What should be done about this problem? Should nations try to develop rules for cyberwars?
I think gradually nations will evolve policies that are very restrictive. I don't think a treaty or even additions to the Geneva Conventions will do much good. Here's why: Anything meaningful would require some sort of verification that you're not preparing such arms. In the case of cyberarms, these are just guys at computers. There is no dangerous material to track. There is no special technology to track, like we do with nuclear chemical weapons. Those treaties work so well because it takes an elaborate infrastructure to create nuclear weapons. You can see that or even sniff it out. Whereas cyberweapons, it could be a very small laboratory in a basement somewhere and there would be no way to know it's there.
Will you continue this research?
I barely can keep up with it now. When I started, there wasn't much talk of it.
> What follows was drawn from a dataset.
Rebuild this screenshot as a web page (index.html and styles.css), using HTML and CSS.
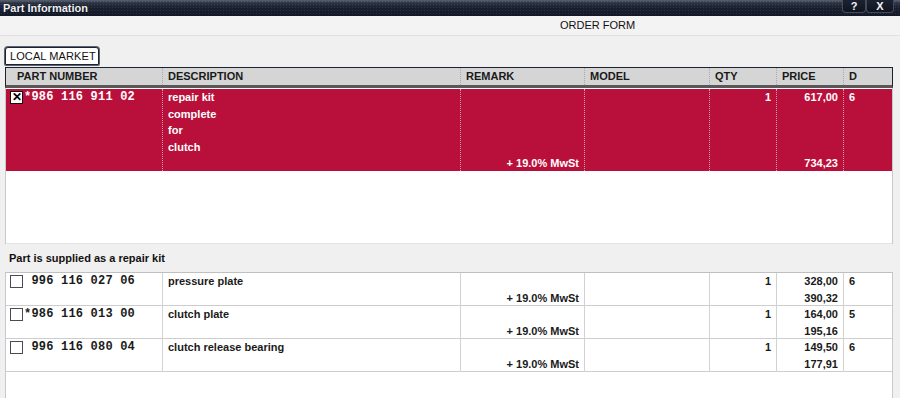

Now there's a lot of material coming out almost daily. I am interested in the policy issues and following out this deterrence angle or some other strategy for minimizing the damage.
Do you have anything else to add?
It will be very expensive to keep up with all the sophisticated hacking. One problem with cyberwarfare is it puts the onus and the cost on the defender. They have to be really clever to overcome just random attacks on their software.
The possible invasions of privacy when you're defending against cyberattacks are actually very serious. The United States may have to muzzle or control some of our own hackers if they are attacking foreign nations and if those attacks could be confused with military attacks by the government. I don't know what that would entail. There is a precedent for going after individual citizens who are somehow interfering in international relations. That's a complicated issue.